Still, it hasn’t been enough to earn him a look from the group of influential conservatives looking to recruit their own third-party or independent write-in candidate in the general election.

Johnson says he hasn’t been contacted by the leaders of the movement, Erickson or Bill Kristol, the editor of The Weekly Standard, even as they struggle to find a viable candidate. 

Some view him as a fringe figure and are turned off by his candor on marijuana use. In March, Johnson told The Daily Caller he had consumed a marijuana edible called “Cheeba Chews” within the last few weeks.

But Johnson thinks that contingent is ignoring the low-hanging fruit.

If Johnson wins the Libertarian nomination, as he’s expected to later this month, he’s likely to be the only third-party candidate who makes the ballot in all 50 states.

“They can start today with all the money in the world and they won’t get on enough ballots for it to make a mathematical difference,” he said. “It takes too much money and too much organization and there’s just not enough time.”

But Johnson says he’s not obsessing over becoming their “Never Trump” vessel.

Rather, his immediate focus is on getting pollsters to include his name in their surveys.

Johnson says his candidacy is hamstrung by a polling Catch-22.

The Commission on Presidential Debates, which Johnson is suing, requires candidates poll at 15 percent in several national surveys leading up to the debate. 

That’s impossible for a third-party candidate when only Democratic and Republican candidates are tested in most surveys, Johnson said.

Libertarians point to a Monmouth University survey released late last month showing Johnson at 11 percent in a hypothetical match-up against Trump and Clinton.

Johnson believes that if other pollsters included him, it would produce a break-out moment for his candidacy. But it’s a safe he hasn’t been able to crack.

“The game is rigged,” Johnson said. “There’s no way a third-party candidate can make a difference without being on that debate stage, and that’s impossible if they don’t include you in the polls.”

Monmouth pollster Patrick Murray told The Hill they’d continue poll testing Johnson, or whoever wins the Libertarian nomination, “in some format” going forward.

But he said pollsters are often wary of including third-party candidates because their levels of support can easily be overstated.

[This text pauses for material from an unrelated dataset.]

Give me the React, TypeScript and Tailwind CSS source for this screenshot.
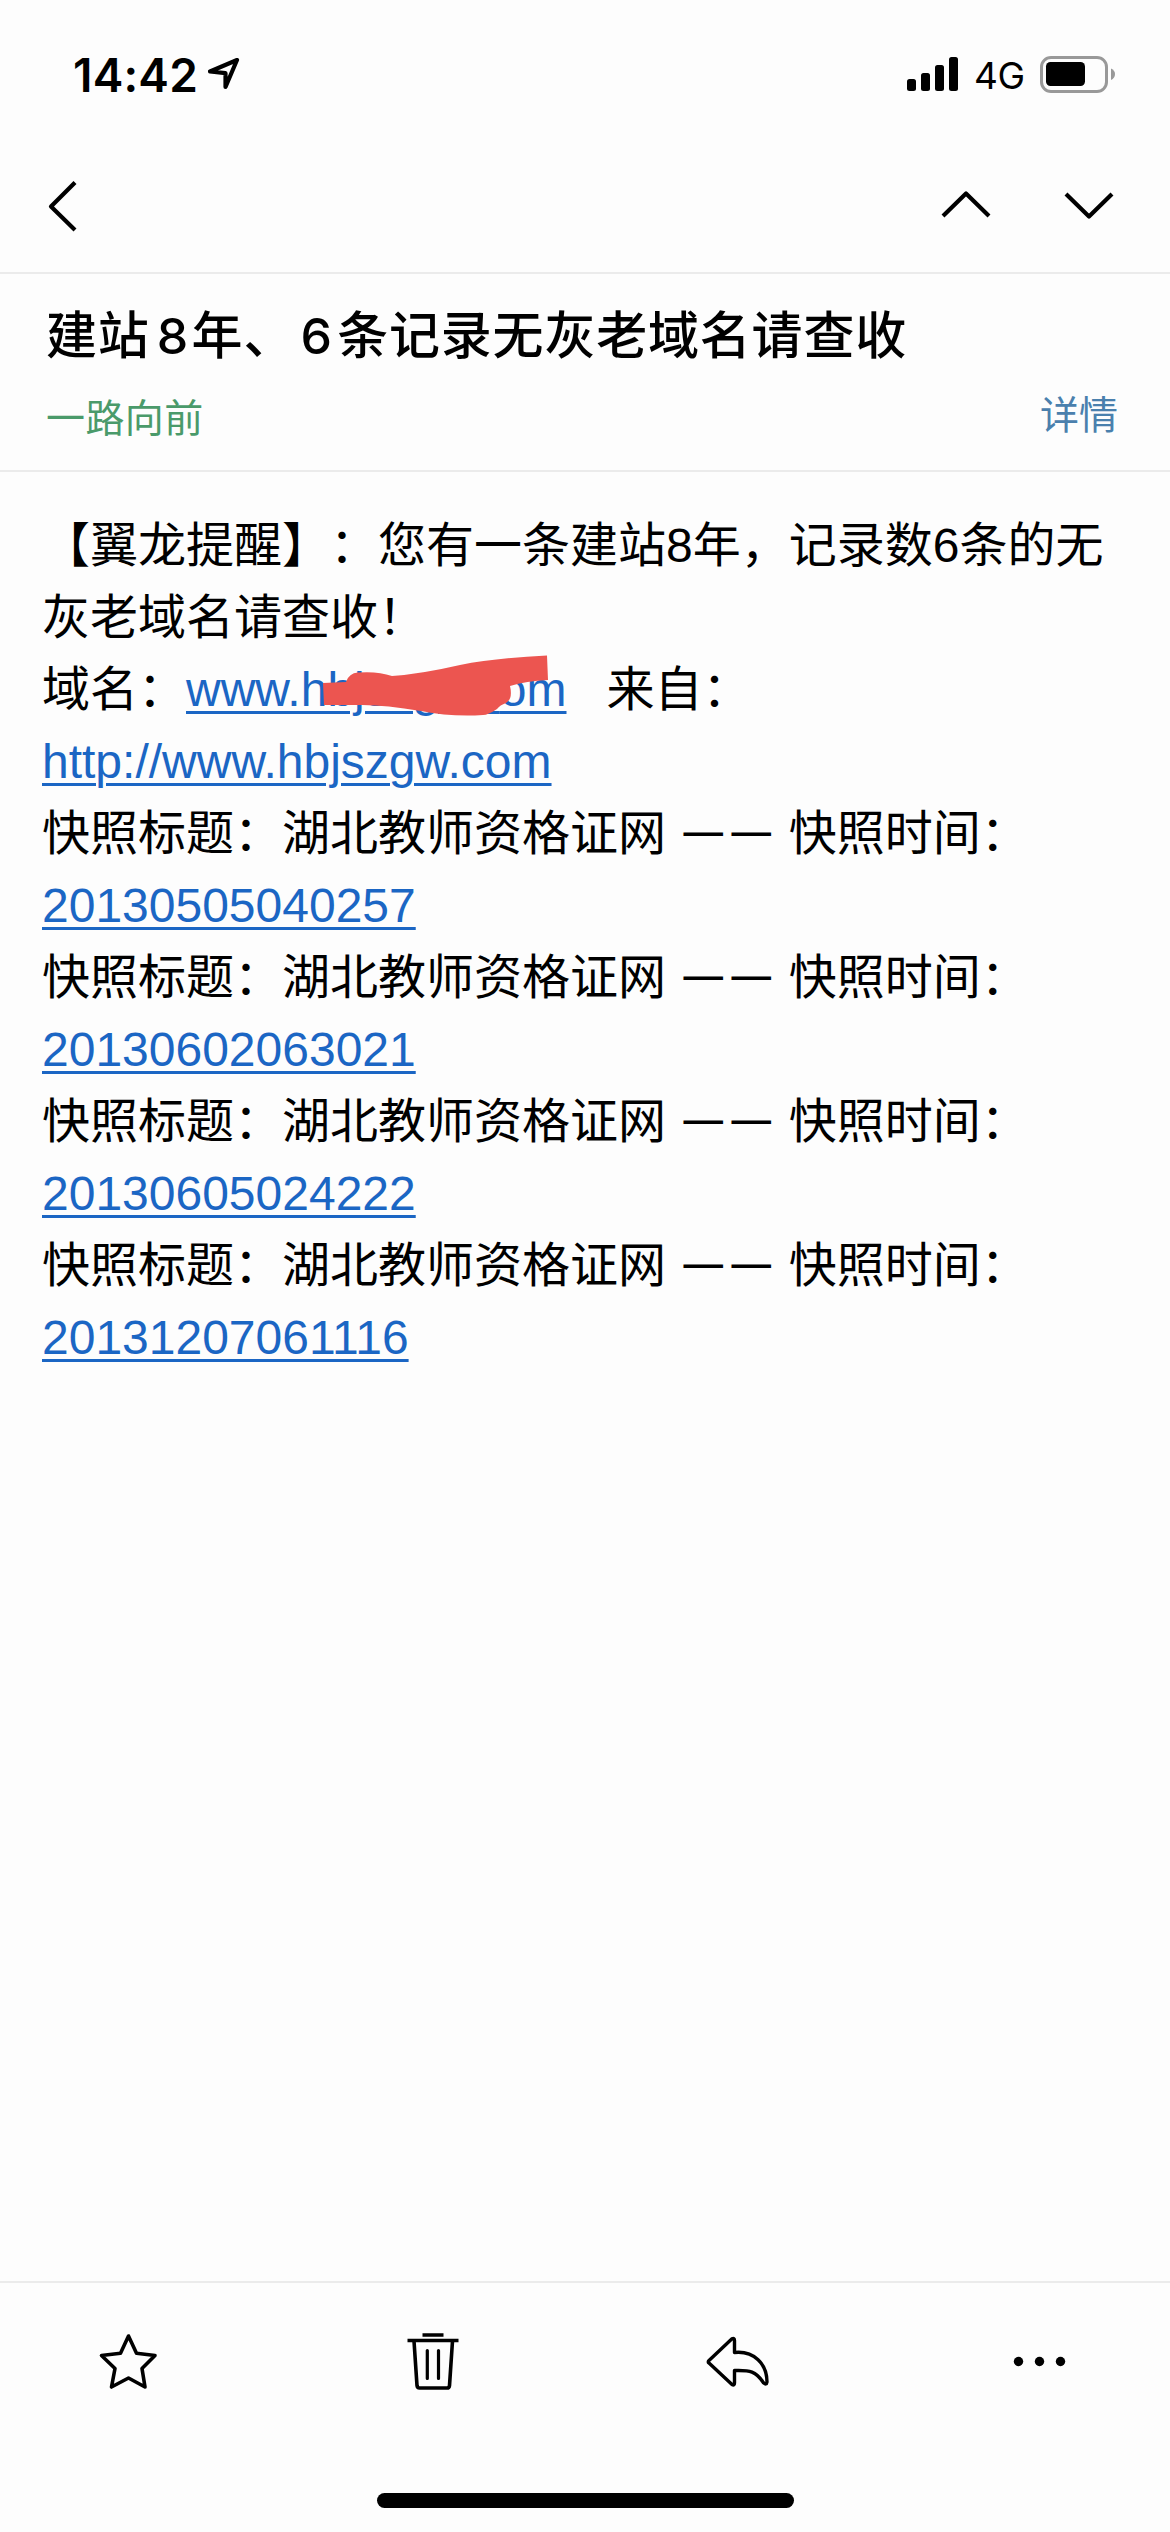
import type { ReactNode } from 'react'

const snapshots = [
  '20130505040257',
  '20130602063021',
  '20130605024222',
  '20131207061116',
]

function MailLink({ children }: { children: ReactNode }) {
  return (
    <a
      href="#"
      className="text-[#1b66c4] underline decoration-[3px] underline-offset-[5px]"
    >
      {children}
    </a>
  )
}

function StatusBar() {
  return (
    <div className="flex h-[147px] items-start justify-between pl-[73px] pr-[54px] pt-[50px]">
      <div className="flex h-12 items-center">
        <span className="w-[124px] pt-0.5 font-['Inter',sans-serif] text-[46px] font-semibold leading-[46px] tracking-[0.2px]">
          14:42
        </span>
        <svg className="ml-[11px] h-12 w-8" viewBox="0 0 32 48" fill="none">
          <path
            d="M29 10 L2 21.5 L17.5 23.2 L17.5 37 Z"
            stroke="#000"
            strokeWidth="4.2"
            strokeLinejoin="round"
          />
        </svg>
      </div>
      <div className="flex h-12 items-center">
        <svg className="h-12 w-[52px]" viewBox="0 0 52 48">
          <rect x="0" y="29" width="9" height="12" rx="2.5" />
          <rect x="14" y="23" width="9" height="18" rx="2.5" />
          <rect x="28" y="15" width="9" height="26" rx="2.5" />
          <rect x="42" y="7" width="9" height="34" rx="2.5" />
        </svg>
        <span className="ml-[15px] w-[66px] pt-1 font-['Inter',sans-serif] text-[37px] leading-[44px] tracking-[-0.5px]">
          4G
        </span>
        <svg className="h-12 w-[76px]" viewBox="0 0 76 48">
          <rect x="1.5" y="7.5" width="65" height="34" rx="9.5" fill="none" stroke="#999" strokeWidth="3" />
          <rect x="6" y="12" width="39" height="24" rx="4.5" />
          <path d="M71 18.5 Q75 20.5 75 24 Q75 28 71 30 Z" fill="#999" />
        </svg>
      </div>
    </div>
  )
}

function NavBar() {
  return (
    <div className="flex h-[127px] items-center justify-between border-b-2 border-[#ebebeb] pl-12 pr-14">
      <svg className="mb-[7px] h-[52px] w-8" viewBox="0 0 32 52" fill="none" stroke="#000" strokeWidth="4.2">
        <path d="M27 2.5 L3 26.5 L27 50" strokeLinejoin="round" />
      </svg>
      <div className="mb-[7px] flex gap-[73px]">
        <svg className="h-[52px] w-[50px]" viewBox="0 0 50 52" fill="none" stroke="#000" strokeWidth="4.2">
          <path d="M2 36 L25 13.5 L48 36" strokeLinejoin="round" />
        </svg>
        <svg className="h-[52px] w-[50px]" viewBox="0 0 50 52" fill="none" stroke="#000" strokeWidth="4.2">
          <path d="M2 14 L25 36.5 L48 14" strokeLinejoin="round" />
        </svg>
      </div>
    </div>
  )
}

function MailHeader() {
  return (
    <div className="h-[198px] border-b-2 border-[#ebebeb] pl-[46px] pr-[52px] pt-[26px]">
      <h1 className="whitespace-nowrap text-[51px] font-medium leading-[72px] tracking-[0.8px]">
        建站
        <span className="inline-block w-[42px] pl-1 text-center font-['Inter',sans-serif] text-[50px] font-medium tracking-normal">8</span>
        年、
        <span className="inline-block w-[42px] text-center font-['Inter',sans-serif] text-[50px] font-medium tracking-normal">6</span>
        条记录无灰老域名请查收
      </h1>
      <div className="flex items-start justify-between leading-[56px]">
        <span className="pt-[18px] text-[39px] tracking-[0.4px] text-[#4a9a6a]">一路向前</span>
        <a href="#" className="pt-[15px] text-[39px] text-[#4a80ad]">详情</a>
      </div>
    </div>
  )
}

function Dash() {
  return (
    <span className="inline-block w-12 -translate-y-1 text-center font-['Noto_Sans'] text-[43px] leading-none">
      —
    </span>
  )
}

function MailBody() {
  return (
    <div className="flex-1 whitespace-nowrap pl-[42px] pt-[38px] text-[48px] leading-[72px]">
      <div>【翼龙提醒】：您有一条建站8年，记录数6条的无</div>
      <div>灰老域名请查收！</div>
      <div className="h-[72px] whitespace-pre">
        域名：
        <span className="relative inline-block">
          <MailLink>
            www.hbjszg<span className="tracking-[-3px]">w.c</span>om
          </MailLink>
          {/* marker scribble over the domain */}
          <svg className="absolute left-0 top-0 h-[72px] w-[381px]" viewBox="0 0 381 72">
            <path
              d="M137 29 L160 28 Q163 19 172 18.5 Q192 17 206 22 Q235 20 274 11 Q310 4 361 1.5 L362 26 Q340 27 324 32 Q327 45 320 49 Q314 51 311 55 Q302 61 297 61 Q265 63 235 57 Q195 50 170 51 L138 51 Z"
              fill="#ec5550"
            />
          </svg>
        </span>
        {'   来自：'}
      </div>
      <div>
        <MailLink>http://www.hbjszgw.com</MailLink>
      </div>
      {snapshots.map((time) => (
        <div key={time}>
          <div className="h-[72px]">
            快照标题：湖北教师资格证网 <Dash /><Dash /> 快照时间：
          </div>
          <div className="h-[72px]">
            <MailLink>{time}</MailLink>
          </div>
        </div>
      ))}
    </div>
  )
}

function Toolbar() {
  return (
    <div className="h-[251px] border-t-2 border-[#ebebeb]">
      <div className="flex items-center pl-[98px] pt-[47px]">
        <svg className="h-[64px] w-[62px]" viewBox="0 0 62 64" fill="none" stroke="#000" strokeWidth="3.6">
          <path
            d="M30.5 6 L38.5 23.2 L57 25.5 L44 38.5 L47 57 L30.5 48 L13.5 57 L17 38.5 L3.5 25.5 L22.5 23.2 Z"
            strokeLinejoin="round"
          />
        </svg>
        <svg className="ml-[246px] h-[64px] w-[54px]" viewBox="0 0 54 64" fill="none" stroke="#000" strokeWidth="3.6">
          <path d="M16.5 5 H37.5 M1.5 10.5 H52.5" />
          <path d="M8 11 L11 55.5 Q11.3 58 13.5 58 H41 Q43.3 58 43.5 55.5 L46.5 11" />
          <path d="M21.3 20.5 V48.5 M32.5 20.5 V48.5" strokeLinecap="round" strokeWidth="3.2" />
        </svg>
        <svg className="ml-[245px] h-[64px] w-[66px]" viewBox="0 0 66 64" fill="none" stroke="#000" strokeWidth="3.4">
          <path
            d="M4 33 Q2.5 32 4 30.5 L27 8.8 Q29.5 7.5 29.5 10.5 V22.5 C49 20.5 62 34 62 52 Q61.5 55.5 58.5 52.8 C51 41 45 40 29.5 40.5 V53 Q29.5 56 27 54.5 Z"
            strokeLinejoin="round"
          />
        </svg>
        <svg className="ml-[237px] h-[64px] w-[62px]" viewBox="0 0 62 64">
          <circle cx="10.5" cy="31.5" r="4.7" />
          <circle cx="31.5" cy="31.5" r="4.7" />
          <circle cx="52.5" cy="31.5" r="4.7" />
        </svg>
      </div>
      <div className="mx-auto mt-[99px] h-[15px] w-[417px] rounded-full bg-black" />
    </div>
  )
}

export default function App() {
  return (
    <div className="flex h-[2532px] w-[1170px] flex-col overflow-hidden bg-[#fdfdfd] font-['Liberation_Sans','Noto_Sans_CJK_SC',sans-serif] text-black [text-spacing-trim:space-all]">
      <StatusBar />
      <NavBar />
      <MailHeader />
      <MailBody />
      <Toolbar />
    </div>
  )
}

“It gives voters unhappy with the major party choices an easy out when talking to pollsters, even though they may hold their nose in the voting booth and pick the D or R,” Murray said.

Still, Murray said that the unpredictable 2016 cycle dominated by insurgents and outsiders could be enough to justify including a third-party name for some pollsters.

“A better than average showing by a third-party candidate really cannot be ruled out this year,” he said.

Johnson, a former two-term Republican governor of a liberal border state who despises big government and boasts of vetoing “more legislation than the other 49 governors combined,” would seem a natural fit for the anti-Trump Republicans.

But there are myriad reasons why establishment Republicans haven’t rushed to Johnson to save them from Trump.

Johnson, who quit his job as a marijuana marketing executive to run for president, holds strident Libertarian views that fall outside of mainstream conservatism. Some don’t take him seriously because of his embrace of marijuana and his free-spirited nature – he kissed fellow Libertarian candidate John McAfee at a debate in April.

“He might be an outlet for some protest votes, but if your concern with Donald Trump is that he’s not presidential enough, I’m not sure why Gary Johnson would be your guy,” said Ryan Williams, a veteran of Mitt Romney’s 2012 campaign.

One operative associated with the “Never Trump” movement said: “If he were a smart political operator he’d be refining his positions and moving to the center.”

Johnson says he won’t be moderating any of his positions, and argues that his socially liberal and fiscally conservative views put him inline with a majority of Americans.

Johnson says he can prove it if he can get the platform to make his case.

“The goal here is to get elected,” Johnson said. “It would be a nice story to have a breakthrough and get 5 percent of the vote, but that doesn’t change the national debate on these issues. I have to get on that debate stage to influence the topics being discussed and ultimately win the race.”